━━━ Listing ━━━
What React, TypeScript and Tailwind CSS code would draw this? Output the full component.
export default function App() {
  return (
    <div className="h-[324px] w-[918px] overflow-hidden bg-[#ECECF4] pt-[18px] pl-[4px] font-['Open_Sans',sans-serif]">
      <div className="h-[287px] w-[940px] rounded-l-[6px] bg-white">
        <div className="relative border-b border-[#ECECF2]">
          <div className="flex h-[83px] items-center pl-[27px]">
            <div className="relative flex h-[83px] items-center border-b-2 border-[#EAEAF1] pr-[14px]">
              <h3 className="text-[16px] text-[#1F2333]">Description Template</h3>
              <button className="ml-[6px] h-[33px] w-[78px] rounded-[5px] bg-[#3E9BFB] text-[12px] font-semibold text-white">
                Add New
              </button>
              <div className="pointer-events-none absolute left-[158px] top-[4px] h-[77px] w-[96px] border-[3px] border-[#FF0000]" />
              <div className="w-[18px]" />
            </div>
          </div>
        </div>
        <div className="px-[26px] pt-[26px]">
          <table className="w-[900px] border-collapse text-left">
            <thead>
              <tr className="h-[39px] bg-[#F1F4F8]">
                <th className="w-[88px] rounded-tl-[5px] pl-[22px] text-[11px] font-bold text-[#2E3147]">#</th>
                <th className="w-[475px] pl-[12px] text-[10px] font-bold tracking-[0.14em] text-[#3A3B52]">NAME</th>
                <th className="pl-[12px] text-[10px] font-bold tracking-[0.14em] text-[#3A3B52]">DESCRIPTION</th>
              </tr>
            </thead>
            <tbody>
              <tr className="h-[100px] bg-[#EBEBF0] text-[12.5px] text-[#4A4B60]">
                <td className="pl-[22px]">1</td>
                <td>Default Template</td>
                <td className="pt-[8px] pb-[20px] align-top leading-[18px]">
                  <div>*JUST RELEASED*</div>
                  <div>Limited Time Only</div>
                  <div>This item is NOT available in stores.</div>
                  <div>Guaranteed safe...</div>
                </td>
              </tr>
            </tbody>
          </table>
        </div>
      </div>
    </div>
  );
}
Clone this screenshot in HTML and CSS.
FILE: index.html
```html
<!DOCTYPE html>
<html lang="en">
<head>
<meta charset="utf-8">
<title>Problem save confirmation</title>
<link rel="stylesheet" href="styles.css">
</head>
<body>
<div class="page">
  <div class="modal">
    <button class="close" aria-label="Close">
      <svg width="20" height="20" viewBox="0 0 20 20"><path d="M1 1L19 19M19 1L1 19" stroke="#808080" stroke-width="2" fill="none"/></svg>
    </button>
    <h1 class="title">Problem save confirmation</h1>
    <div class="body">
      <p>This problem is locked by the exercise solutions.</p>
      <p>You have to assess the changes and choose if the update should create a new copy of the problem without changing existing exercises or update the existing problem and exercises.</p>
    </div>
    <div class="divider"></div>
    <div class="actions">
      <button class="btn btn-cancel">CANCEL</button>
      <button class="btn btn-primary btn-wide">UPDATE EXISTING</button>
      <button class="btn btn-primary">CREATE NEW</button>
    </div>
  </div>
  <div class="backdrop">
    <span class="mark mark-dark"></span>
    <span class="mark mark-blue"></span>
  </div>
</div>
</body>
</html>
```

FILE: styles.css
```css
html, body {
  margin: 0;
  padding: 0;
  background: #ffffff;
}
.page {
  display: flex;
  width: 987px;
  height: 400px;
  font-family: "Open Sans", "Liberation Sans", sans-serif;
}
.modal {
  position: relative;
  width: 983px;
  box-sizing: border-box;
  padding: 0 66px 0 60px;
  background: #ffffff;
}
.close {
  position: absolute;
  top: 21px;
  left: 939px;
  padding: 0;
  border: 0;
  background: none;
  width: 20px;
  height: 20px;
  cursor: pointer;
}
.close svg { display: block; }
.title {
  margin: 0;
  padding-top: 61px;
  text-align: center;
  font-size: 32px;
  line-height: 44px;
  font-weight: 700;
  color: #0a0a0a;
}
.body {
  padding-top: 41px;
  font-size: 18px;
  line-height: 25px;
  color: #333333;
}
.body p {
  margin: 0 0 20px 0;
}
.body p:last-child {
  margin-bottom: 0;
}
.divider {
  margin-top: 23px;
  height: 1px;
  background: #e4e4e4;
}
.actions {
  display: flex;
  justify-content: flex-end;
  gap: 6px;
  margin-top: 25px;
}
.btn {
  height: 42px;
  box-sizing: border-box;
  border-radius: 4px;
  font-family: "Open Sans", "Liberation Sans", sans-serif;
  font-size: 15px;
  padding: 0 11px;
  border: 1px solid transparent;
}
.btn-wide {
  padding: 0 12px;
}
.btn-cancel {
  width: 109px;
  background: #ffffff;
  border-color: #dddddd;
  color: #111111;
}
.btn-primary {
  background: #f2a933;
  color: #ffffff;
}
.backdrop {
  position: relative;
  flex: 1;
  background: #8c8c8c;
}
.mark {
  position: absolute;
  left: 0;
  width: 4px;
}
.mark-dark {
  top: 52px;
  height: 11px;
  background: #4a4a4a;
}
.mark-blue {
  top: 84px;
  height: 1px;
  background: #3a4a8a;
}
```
━━━
▸ Requirement
Restate the listing above word for word.

▸ Solved problem
What React, TypeScript and Tailwind CSS code would draw this? Output the full component.
export default function App() {
  return (
    <div className="h-[324px] w-[918px] overflow-hidden bg-[#ECECF4] pt-[18px] pl-[4px] font-['Open_Sans',sans-serif]">
      <div className="h-[287px] w-[940px] rounded-l-[6px] bg-white">
        <div className="relative border-b border-[#ECECF2]">
          <div className="flex h-[83px] items-center pl-[27px]">
            <div className="relative flex h-[83px] items-center border-b-2 border-[#EAEAF1] pr-[14px]">
              <h3 className="text-[16px] text-[#1F2333]">Description Template</h3>
              <button className="ml-[6px] h-[33px] w-[78px] rounded-[5px] bg-[#3E9BFB] text-[12px] font-semibold text-white">
                Add New
              </button>
              <div className="pointer-events-none absolute left-[158px] top-[4px] h-[77px] w-[96px] border-[3px] border-[#FF0000]" />
              <div className="w-[18px]" />
            </div>
          </div>
        </div>
        <div className="px-[26px] pt-[26px]">
          <table className="w-[900px] border-collapse text-left">
            <thead>
              <tr className="h-[39px] bg-[#F1F4F8]">
                <th className="w-[88px] rounded-tl-[5px] pl-[22px] text-[11px] font-bold text-[#2E3147]">#</th>
                <th className="w-[475px] pl-[12px] text-[10px] font-bold tracking-[0.14em] text-[#3A3B52]">NAME</th>
                <th className="pl-[12px] text-[10px] font-bold tracking-[0.14em] text-[#3A3B52]">DESCRIPTION</th>
              </tr>
            </thead>
            <tbody>
              <tr className="h-[100px] bg-[#EBEBF0] text-[12.5px] text-[#4A4B60]">
                <td className="pl-[22px]">1</td>
                <td>Default Template</td>
                <td className="pt-[8px] pb-[20px] align-top leading-[18px]">
                  <div>*JUST RELEASED*</div>
                  <div>Limited Time Only</div>
                  <div>This item is NOT available in stores.</div>
                  <div>Guaranteed safe...</div>
                </td>
              </tr>
            </tbody>
          </table>
        </div>
      </div>
    </div>
  );
}
Clone this screenshot in HTML and CSS.
FILE: index.html
```html
<!DOCTYPE html>
<html lang="en">
<head>
<meta charset="utf-8">
<title>Problem save confirmation</title>
<link rel="stylesheet" href="styles.css">
</head>
<body>
<div class="page">
  <div class="modal">
    <button class="close" aria-label="Close">
      <svg width="20" height="20" viewBox="0 0 20 20"><path d="M1 1L19 19M19 1L1 19" stroke="#808080" stroke-width="2" fill="none"/></svg>
    </button>
    <h1 class="title">Problem save confirmation</h1>
    <div class="body">
      <p>This problem is locked by the exercise solutions.</p>
      <p>You have to assess the changes and choose if the update should create a new copy of the problem without changing existing exercises or update the existing problem and exercises.</p>
    </div>
    <div class="divider"></div>
    <div class="actions">
      <button class="btn btn-cancel">CANCEL</button>
      <button class="btn btn-primary btn-wide">UPDATE EXISTING</button>
      <button class="btn btn-primary">CREATE NEW</button>
    </div>
  </div>
  <div class="backdrop">
    <span class="mark mark-dark"></span>
    <span class="mark mark-blue"></span>
  </div>
</div>
</body>
</html>
```

FILE: styles.css
```css
html, body {
  margin: 0;
  padding: 0;
  background: #ffffff;
}
.page {
  display: flex;
  width: 987px;
  height: 400px;
  font-family: "Open Sans", "Liberation Sans", sans-serif;
}
.modal {
  position: relative;
  width: 983px;
  box-sizing: border-box;
  padding: 0 66px 0 60px;
  background: #ffffff;
}
.close {
  position: absolute;
  top: 21px;
  left: 939px;
  padding: 0;
  border: 0;
  background: none;
  width: 20px;
  height: 20px;
  cursor: pointer;
}
.close svg { display: block; }
.title {
  margin: 0;
  padding-top: 61px;
  text-align: center;
  font-size: 32px;
  line-height: 44px;
  font-weight: 700;
  color: #0a0a0a;
}
.body {
  padding-top: 41px;
  font-size: 18px;
  line-height: 25px;
  color: #333333;
}
.body p {
  margin: 0 0 20px 0;
}
.body p:last-child {
  margin-bottom: 0;
}
.divider {
  margin-top: 23px;
  height: 1px;
  background: #e4e4e4;
}
.actions {
  display: flex;
  justify-content: flex-end;
  gap: 6px;
  margin-top: 25px;
}
.btn {
  height: 42px;
  box-sizing: border-box;
  border-radius: 4px;
  font-family: "Open Sans", "Liberation Sans", sans-serif;
  font-size: 15px;
  padding: 0 11px;
  border: 1px solid transparent;
}
.btn-wide {
  padding: 0 12px;
}
.btn-cancel {
  width: 109px;
  background: #ffffff;
  border-color: #dddddd;
  color: #111111;
}
.btn-primary {
  background: #f2a933;
  color: #ffffff;
}
.backdrop {
  position: relative;
  flex: 1;
  background: #8c8c8c;
}
.mark {
  position: absolute;
  left: 0;
  width: 4px;
}
.mark-dark {
  top: 52px;
  height: 11px;
  background: #4a4a4a;
}
.mark-blue {
  top: 84px;
  height: 1px;
  background: #3a4a8a;
}
```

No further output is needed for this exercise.